A dinghy carrying Afghan migrants has sunk off Turkey's Aegean coast, killing six children. The UN refugee agency has also voiced concern for 12,000 Syrian refugees stranded at the border with Jordan.

Six children died and eight other people were rescued on Tuesday when a small boat carrying them across the sea from Turkey to Greece capsized in strong winds and high waves.

The Turkish coastguard responded to a distress signal sent at midnight on Monday. The coastguard found the bodies of six children, including a baby, near the town of Cesme in western Izmir province. The boat had been headed towards the Greek island of Chios.

Eight other migrants, wearing life jackets, were rescued.

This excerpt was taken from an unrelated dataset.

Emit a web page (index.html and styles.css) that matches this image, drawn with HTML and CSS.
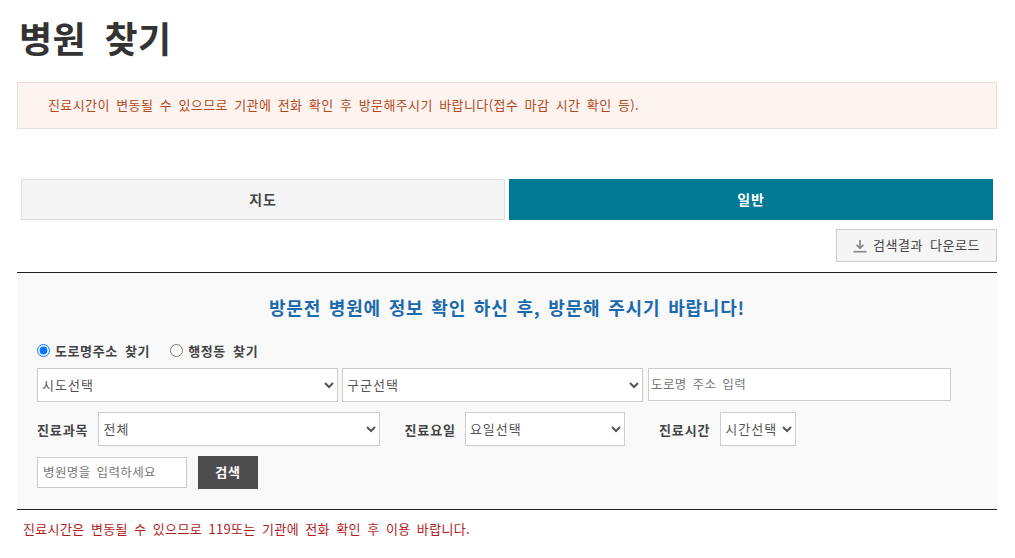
FILE: index.html
```html
<!DOCTYPE html>
<html lang="ko">
<head>
<meta charset="utf-8">
<title>병원 찾기</title>
<link rel="stylesheet" href="styles.css">
</head>
<body>
<main class="page">
  <h1 class="title">병원 찾기</h1>
  <p class="alert">진료시간이 변동될 수 있으므로 기관에 전화 확인 후 방문해주시기 바랍니다(접수 마감 시간 확인 등).</p>
  <div class="tabs">
    <a class="tab" href="#">지도</a>
    <a class="tab tab-active" href="#">일반</a>
  </div>
  <div class="tools">
    <button class="download" type="button">
      <svg class="download-icon" viewBox="0 0 14 14" width="14" height="14" aria-hidden="true">
        <path d="M7 1V9M3.6 5.8 7 9.2 10.4 5.8" fill="none" stroke="#888" stroke-width="1.7"/>
        <path d="M0.5 12.7h13" fill="none" stroke="#888" stroke-width="1.6"/>
      </svg>
      <span>검색결과 다운로드</span>
    </button>
  </div>
  <section class="panel">
    <h2 class="panel-title">방문전 병원에 정보 확인 하신 후, 방문해 주시기 바랍니다!</h2>
    <div class="radios">
      <label class="radio"><input type="radio" name="addr" checked>도로명주소 찾기</label>
      <label class="radio"><input type="radio" name="addr">행정동 찾기</label>
    </div>
    <div class="row row-addr">
      <select class="field sel-city"><option>시도선택</option></select>
      <select class="field sel-city"><option>구군선택</option></select>
      <input class="field input-road" type="text" placeholder="도로명 주소 입력">
    </div>
    <div class="row row-filter">
      <label class="filter-label">진료과목</label>
      <select class="field sel-dept"><option>전체</option></select>
      <label class="filter-label label-day">진료요일</label>
      <select class="field sel-day"><option>요일선택</option></select>
      <label class="filter-label label-time">진료시간</label>
      <select class="field sel-time"><option>시간선택</option></select>
    </div>
    <div class="row row-search">
      <input class="field input-name" type="text" placeholder="병원명을 입력하세요">
      <button class="search" type="button">검색</button>
    </div>
  </section>
  <p class="notice">진료시간은 변동될 수 있으므로 119또는 기관에 전화 확인 후 이용 바랍니다.</p>
</main>
</body>
</html>
```
FILE: styles.css
```css
* { box-sizing: border-box; }
html, body { margin: 0; background: #fff; }
body {
  font-family: "Noto Sans CJK KR", "Noto Sans", "Liberation Sans", sans-serif;
  color: #333;
  font-size: 13px;
  letter-spacing: 0.4px;
  word-spacing: 2.35px;
}
.page { width: 980px; margin-left: 17px; height: 558px; overflow: hidden; }
.title {
  margin: 0;
  padding: 12px 0 0 2px;
  height: 82px;
  font-size: 36px;
  line-height: 50px;
  font-weight: 700;
  letter-spacing: 0.4px;
  word-spacing: 8px;
  color: #333;
}
.alert {
  margin: 0;
  height: 47px;
  padding: 0 30px;
  line-height: 43px;
  background: #fdf4f0;
  border: 1px solid #e6e0dd;
  color: #b5481c;
}
.tabs {
  display: flex;
  gap: 4px;
  margin: 50px 4px 0;
}
.tab {
  flex: 1;
  height: 41px;
  line-height: 38px;
  text-align: center;
  text-decoration: none;
  font-size: 14px;
  font-weight: 700;
  letter-spacing: 0.9px;
  color: #444;
  background: #f5f5f5;
  border: 1px solid #ddd;
}
.tab-active { background: #007a94; border-color: #007a94; color: #fff; }
.tools { display: flex; justify-content: flex-end; margin-top: 9px; }
.download {
  display: flex;
  align-items: center;
  justify-content: center;
  gap: 6px;
  width: 161px;
  height: 33px;
  padding: 0 0 3px;
  font: inherit;
  letter-spacing: 0.5px;
  word-spacing: 3px;
  color: #444;
  background: #f5f5f5;
  border: 1px solid #ccc;
}
.download-icon { margin-top: 3px; }
.panel {
  margin-top: 10px;
  height: 238px;
  padding: 0 20px;
  background: #f9f9f9;
  border-top: 1px solid #222;
  border-bottom: 1px solid #222;
}
.panel-title {
  margin: 0;
  padding-top: 21px;
  height: 65px;
  line-height: 26px;
  text-align: center;
  font-size: 18px;
  font-weight: 700;
  letter-spacing: 0.8px;
  word-spacing: 2px;
  color: #1c6aae;
}
.radios { display: flex; gap: 20px; height: 24px; align-items: center; }
.radio { display: flex; align-items: center; gap: 5px; font-weight: 700; letter-spacing: 0.6px; word-spacing: 3px; color: #444; }
.radio input { margin: 0; width: 13px; height: 13px; }
.row { display: flex; align-items: center; }
.field {
  height: 34px;
  padding: 0 0 2px;
  font-family: inherit;
  font-size: 13px;
  letter-spacing: 1px;
  color: #555;
  background: #fff;
  border: 1px solid #ccc;
  border-radius: 0;
}
input.field { letter-spacing: 0.4px; word-spacing: 2px; font-size: 12.5px; }
.field::placeholder { color: #777; opacity: 1; }
.row-addr { margin-top: 6px; gap: 4px; }
.sel-city { width: 301px; }
.input-road { width: 303px; height: 33px; padding-left: 2px; margin: 0 0 1px 1px; }
.row-filter { margin-top: 10px; }
.filter-label { font-weight: 700; letter-spacing: 0.9px; word-spacing: 0; color: #444; white-space: nowrap; }
.sel-dept { width: 282px; margin-left: 10px; }
.label-day { margin-left: 24px; }
.sel-day { width: 160px; margin-left: 9px; }
.label-time { margin-left: 34px; }
.sel-time { width: 76px; margin-left: 10px; }
.row-search { margin-top: 10px; gap: 11px; }
.input-name { width: 150px; height: 31px; padding-left: 5px; }
.search {
  width: 60px;
  height: 33px;
  padding: 0 0 2px;
  border: 0;
  background: #4d4d4d;
  color: #fff;
  font: 700 13px "Noto Sans CJK KR", sans-serif;
  letter-spacing: 0.8px;
}
.notice { margin: 10px 0 0 6px; line-height: 18px; letter-spacing: 0.35px; color: #b01c1c; }
```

Turkey has more than two million refugees from the Syrian conflict

on its territory and is the main point of departure for migrants trying to reach Europe.

More than 886,000 migrants have arrived in Europe by sea so far this year, according to the latest UN figures.

UN refugee agency concerns

The UN refugee agency expressed concern on Tuesday for the situation of 12,000 refugees stranded at the Syria-Jordan border in deteriorating humanitarian conditions.

"The lives of refugees will be at risk in the coming months," Melissa Fleming, spokeswoman of the UN High Commissioner for Refugees (UNHCR) told a news briefing in Geneva on Tuesday. "So today the UNHCR appeals to the government of Jordan to allow refugees stranded at the border to entry the country," she said.

The UNHCR praised Jordan's "tremendous contribution" by hosting about 630,000 refugees from Syria but pointed out that the Ayraq refugee camp in Jordan had available capacity.

US presidential campaign

At the press briefing, Fleming was asked to respond to

US presidential candidate Donald Trump's calls

for a "total and complete shutdown of Muslims entering the United States."

She admitted concern about "the level of rhetoric" in the US election campaign in reference to a ban on Muslims or stopping resettlements of Syrian refugees. Fleming said it could jeopardize an important US resettlement program.

"What (Trump) was speaking of was an entire population but this also impacts the refugee programme," Fleming said. "Because our refugee programme is religion-blind. Our resettlement programme selects the people who are the most in need."